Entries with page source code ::
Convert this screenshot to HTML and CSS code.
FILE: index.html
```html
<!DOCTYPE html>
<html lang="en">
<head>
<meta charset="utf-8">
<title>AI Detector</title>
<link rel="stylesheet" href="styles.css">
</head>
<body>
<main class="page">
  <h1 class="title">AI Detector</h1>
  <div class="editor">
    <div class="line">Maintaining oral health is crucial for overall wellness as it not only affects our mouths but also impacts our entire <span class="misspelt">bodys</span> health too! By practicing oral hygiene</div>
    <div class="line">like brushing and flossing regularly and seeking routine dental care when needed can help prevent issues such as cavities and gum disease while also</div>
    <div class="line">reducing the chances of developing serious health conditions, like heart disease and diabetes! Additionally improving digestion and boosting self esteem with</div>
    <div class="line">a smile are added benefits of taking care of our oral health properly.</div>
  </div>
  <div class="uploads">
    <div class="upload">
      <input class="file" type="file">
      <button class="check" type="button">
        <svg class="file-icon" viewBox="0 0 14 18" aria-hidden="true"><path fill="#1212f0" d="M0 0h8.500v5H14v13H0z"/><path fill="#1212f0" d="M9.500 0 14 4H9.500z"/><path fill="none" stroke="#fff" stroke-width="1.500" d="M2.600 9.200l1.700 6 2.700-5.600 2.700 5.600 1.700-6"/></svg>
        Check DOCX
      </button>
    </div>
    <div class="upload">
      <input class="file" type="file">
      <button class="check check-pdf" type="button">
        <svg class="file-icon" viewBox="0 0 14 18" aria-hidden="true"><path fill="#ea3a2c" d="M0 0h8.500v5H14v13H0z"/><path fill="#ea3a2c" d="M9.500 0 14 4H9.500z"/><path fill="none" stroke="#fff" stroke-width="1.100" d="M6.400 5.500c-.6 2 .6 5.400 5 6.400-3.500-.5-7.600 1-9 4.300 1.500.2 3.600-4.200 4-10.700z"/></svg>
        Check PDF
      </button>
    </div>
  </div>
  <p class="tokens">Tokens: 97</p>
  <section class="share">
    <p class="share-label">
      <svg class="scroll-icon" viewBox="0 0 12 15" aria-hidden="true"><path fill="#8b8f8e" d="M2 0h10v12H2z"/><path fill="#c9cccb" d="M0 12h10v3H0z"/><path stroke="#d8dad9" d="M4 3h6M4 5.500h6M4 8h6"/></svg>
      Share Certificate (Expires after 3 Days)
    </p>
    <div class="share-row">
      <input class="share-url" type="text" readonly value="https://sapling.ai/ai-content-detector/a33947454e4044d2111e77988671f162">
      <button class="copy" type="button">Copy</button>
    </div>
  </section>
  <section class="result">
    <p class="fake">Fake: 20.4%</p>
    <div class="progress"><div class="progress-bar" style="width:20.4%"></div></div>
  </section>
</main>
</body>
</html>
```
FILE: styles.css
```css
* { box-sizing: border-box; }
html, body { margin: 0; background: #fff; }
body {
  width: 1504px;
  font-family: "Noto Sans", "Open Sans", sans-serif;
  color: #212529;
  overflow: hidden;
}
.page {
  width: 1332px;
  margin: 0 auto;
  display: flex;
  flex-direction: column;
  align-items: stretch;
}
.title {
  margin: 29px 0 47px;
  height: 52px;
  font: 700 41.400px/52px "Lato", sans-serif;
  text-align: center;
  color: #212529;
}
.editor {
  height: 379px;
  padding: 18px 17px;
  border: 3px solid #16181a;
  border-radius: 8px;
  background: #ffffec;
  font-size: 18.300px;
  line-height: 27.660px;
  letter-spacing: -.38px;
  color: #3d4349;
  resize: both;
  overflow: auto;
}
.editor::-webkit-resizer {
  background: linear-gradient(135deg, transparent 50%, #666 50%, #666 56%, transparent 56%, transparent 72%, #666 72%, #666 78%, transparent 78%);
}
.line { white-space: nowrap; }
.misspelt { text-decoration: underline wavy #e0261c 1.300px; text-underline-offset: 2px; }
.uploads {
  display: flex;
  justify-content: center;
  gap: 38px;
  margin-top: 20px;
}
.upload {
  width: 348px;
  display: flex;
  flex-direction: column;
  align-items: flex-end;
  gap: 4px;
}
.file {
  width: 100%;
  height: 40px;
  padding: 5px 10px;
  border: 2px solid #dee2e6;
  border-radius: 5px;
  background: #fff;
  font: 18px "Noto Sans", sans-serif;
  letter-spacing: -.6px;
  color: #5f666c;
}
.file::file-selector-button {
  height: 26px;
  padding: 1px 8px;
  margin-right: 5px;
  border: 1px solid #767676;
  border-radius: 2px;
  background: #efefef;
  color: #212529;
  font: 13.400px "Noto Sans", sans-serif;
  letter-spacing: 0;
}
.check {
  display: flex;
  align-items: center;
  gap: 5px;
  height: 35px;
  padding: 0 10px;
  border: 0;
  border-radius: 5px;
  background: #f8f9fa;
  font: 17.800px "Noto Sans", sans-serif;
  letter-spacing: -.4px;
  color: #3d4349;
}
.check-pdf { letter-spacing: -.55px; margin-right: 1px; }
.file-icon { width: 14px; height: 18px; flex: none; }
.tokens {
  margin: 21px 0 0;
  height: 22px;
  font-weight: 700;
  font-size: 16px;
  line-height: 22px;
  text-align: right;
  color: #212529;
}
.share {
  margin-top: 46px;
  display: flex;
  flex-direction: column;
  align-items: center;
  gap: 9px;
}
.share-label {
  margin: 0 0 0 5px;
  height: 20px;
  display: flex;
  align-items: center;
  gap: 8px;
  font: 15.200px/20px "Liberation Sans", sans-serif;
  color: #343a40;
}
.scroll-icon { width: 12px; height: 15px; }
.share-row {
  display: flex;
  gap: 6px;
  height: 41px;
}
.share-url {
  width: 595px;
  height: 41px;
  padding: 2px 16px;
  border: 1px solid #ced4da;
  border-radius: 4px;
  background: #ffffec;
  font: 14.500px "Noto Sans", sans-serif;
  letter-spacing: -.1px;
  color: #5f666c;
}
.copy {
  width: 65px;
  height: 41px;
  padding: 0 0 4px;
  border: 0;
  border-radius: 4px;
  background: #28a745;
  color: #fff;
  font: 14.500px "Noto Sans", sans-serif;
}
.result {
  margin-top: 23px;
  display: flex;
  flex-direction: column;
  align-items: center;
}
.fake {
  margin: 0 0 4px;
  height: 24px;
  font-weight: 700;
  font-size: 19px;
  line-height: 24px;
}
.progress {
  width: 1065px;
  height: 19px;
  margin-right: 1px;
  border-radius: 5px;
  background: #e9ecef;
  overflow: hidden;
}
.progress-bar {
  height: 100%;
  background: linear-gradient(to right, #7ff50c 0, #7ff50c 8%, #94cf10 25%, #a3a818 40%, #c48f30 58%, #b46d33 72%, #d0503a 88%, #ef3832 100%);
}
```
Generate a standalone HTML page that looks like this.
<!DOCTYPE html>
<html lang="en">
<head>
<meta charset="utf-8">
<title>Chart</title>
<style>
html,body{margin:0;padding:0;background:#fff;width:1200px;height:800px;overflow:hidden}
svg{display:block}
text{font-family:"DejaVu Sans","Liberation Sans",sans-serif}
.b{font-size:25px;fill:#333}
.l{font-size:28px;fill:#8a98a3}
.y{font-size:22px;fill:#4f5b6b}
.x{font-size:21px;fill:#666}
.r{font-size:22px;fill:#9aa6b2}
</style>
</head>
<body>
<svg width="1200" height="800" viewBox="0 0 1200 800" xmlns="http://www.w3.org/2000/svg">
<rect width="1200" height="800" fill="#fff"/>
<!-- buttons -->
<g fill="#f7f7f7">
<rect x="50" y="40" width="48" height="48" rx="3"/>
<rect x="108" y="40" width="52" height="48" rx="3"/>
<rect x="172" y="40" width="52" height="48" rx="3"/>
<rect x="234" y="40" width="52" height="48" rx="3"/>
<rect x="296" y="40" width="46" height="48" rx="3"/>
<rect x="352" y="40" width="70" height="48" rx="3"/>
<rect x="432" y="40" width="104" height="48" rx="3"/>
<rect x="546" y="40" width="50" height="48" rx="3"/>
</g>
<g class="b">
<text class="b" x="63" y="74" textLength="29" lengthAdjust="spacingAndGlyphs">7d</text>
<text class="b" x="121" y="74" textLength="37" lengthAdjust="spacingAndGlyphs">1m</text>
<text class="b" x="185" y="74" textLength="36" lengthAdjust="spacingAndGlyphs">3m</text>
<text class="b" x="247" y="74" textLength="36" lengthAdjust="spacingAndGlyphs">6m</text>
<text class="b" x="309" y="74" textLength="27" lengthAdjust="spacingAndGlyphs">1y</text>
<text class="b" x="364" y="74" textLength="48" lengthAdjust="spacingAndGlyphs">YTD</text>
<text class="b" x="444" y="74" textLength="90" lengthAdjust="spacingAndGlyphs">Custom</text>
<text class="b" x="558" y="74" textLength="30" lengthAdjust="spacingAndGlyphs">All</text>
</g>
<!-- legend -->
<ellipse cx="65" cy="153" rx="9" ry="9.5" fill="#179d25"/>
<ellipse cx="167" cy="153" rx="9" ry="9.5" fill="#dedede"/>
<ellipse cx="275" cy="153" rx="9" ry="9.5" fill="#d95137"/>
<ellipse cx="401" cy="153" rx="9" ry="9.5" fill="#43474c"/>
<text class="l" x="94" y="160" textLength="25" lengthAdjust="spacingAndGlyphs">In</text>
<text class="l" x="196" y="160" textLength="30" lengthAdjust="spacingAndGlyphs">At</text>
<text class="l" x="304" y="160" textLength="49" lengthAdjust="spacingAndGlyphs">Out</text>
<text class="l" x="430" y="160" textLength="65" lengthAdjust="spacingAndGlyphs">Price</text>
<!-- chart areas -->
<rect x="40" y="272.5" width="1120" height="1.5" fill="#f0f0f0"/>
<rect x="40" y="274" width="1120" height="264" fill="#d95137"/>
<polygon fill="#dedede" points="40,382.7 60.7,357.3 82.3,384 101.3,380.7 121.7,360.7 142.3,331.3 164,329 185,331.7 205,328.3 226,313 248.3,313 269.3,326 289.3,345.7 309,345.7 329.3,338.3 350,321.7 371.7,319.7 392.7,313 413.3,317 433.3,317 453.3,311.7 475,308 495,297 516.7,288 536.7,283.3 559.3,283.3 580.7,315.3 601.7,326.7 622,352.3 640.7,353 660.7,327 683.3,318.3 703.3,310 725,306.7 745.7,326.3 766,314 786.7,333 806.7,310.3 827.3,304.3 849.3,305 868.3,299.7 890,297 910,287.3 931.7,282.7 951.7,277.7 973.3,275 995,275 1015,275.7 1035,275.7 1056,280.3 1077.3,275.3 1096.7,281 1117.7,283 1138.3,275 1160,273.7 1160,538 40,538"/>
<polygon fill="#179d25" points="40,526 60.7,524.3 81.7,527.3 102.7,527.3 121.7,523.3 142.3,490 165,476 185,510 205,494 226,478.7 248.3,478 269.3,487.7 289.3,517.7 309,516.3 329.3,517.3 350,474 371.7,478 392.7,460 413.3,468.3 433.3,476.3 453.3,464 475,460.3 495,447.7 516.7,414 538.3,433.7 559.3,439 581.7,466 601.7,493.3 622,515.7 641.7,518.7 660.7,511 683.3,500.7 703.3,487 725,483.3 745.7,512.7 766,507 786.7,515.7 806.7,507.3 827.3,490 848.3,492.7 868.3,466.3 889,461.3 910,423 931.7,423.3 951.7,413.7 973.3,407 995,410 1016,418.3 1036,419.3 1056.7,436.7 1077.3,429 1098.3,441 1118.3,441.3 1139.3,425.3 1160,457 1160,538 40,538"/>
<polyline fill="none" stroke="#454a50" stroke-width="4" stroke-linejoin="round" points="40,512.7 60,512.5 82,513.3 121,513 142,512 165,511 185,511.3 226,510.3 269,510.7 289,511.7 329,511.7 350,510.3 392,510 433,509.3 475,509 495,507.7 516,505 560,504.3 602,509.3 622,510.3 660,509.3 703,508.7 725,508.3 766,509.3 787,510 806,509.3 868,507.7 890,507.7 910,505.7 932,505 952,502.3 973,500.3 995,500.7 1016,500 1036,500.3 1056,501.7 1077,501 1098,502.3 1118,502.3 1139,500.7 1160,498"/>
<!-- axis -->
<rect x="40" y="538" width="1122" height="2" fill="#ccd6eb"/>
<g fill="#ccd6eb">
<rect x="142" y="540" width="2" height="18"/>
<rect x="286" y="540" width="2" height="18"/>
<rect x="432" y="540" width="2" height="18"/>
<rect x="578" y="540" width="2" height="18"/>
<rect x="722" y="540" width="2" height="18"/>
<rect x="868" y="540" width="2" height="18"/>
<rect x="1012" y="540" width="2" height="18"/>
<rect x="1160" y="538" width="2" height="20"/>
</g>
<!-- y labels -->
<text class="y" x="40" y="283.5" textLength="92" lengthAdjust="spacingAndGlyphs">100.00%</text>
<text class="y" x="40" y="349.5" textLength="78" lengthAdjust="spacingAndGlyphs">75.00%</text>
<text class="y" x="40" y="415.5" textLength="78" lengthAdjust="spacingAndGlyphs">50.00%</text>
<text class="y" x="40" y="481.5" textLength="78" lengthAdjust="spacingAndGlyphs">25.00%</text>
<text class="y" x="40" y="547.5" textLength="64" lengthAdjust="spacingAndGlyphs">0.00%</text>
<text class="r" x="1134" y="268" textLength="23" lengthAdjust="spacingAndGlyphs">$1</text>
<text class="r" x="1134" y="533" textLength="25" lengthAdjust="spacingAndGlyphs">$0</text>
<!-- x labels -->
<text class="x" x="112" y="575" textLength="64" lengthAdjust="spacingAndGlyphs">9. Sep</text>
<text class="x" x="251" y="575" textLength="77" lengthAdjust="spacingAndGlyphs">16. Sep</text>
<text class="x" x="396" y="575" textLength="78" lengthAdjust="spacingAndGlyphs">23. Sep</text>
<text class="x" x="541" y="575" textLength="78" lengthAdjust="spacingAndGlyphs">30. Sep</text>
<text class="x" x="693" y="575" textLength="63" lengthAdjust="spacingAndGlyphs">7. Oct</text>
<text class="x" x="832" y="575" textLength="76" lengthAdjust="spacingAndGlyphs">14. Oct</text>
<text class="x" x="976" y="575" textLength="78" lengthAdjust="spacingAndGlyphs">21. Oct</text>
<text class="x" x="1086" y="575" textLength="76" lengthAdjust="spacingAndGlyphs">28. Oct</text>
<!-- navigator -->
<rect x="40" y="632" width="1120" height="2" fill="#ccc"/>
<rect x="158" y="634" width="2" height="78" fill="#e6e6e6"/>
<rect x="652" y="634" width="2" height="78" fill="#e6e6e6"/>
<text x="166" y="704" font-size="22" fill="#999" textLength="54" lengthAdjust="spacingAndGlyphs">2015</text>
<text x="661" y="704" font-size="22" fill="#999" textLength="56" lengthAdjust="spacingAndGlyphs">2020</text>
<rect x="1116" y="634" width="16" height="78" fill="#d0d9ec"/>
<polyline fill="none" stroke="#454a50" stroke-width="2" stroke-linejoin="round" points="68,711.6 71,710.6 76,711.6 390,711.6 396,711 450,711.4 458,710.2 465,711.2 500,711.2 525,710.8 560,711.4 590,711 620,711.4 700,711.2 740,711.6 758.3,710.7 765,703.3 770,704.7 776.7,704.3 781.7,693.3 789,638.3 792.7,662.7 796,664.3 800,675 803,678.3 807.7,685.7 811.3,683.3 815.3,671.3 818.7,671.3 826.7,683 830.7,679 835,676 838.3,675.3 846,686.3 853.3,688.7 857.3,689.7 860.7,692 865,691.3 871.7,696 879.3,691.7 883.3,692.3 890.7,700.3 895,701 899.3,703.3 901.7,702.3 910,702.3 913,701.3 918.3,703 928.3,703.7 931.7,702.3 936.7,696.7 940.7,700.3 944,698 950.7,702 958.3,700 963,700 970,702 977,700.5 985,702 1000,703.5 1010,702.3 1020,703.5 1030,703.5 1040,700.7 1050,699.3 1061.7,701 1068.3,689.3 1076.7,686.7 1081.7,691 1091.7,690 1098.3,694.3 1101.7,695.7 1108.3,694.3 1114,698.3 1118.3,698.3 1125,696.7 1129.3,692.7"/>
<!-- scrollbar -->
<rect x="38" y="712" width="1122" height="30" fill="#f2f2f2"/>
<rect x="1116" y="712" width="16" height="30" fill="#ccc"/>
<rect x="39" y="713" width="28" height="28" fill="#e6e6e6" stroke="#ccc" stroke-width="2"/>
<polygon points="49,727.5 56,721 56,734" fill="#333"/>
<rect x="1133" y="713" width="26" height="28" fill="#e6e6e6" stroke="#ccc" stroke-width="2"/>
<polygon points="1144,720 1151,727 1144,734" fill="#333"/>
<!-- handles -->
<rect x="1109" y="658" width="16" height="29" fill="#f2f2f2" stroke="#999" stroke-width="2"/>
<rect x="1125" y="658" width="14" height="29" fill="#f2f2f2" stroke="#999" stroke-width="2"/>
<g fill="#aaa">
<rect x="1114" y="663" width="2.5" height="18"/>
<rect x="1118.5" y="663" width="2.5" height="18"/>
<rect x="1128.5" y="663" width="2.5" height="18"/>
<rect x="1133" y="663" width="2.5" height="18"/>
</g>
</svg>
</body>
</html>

AIM OF THE TASK :: Locate the word "this" in the data above. Copy every line carrying it.

WRITTEN ANSWER ::
Convert this screenshot to HTML and CSS code.
Generate a standalone HTML page that looks like this.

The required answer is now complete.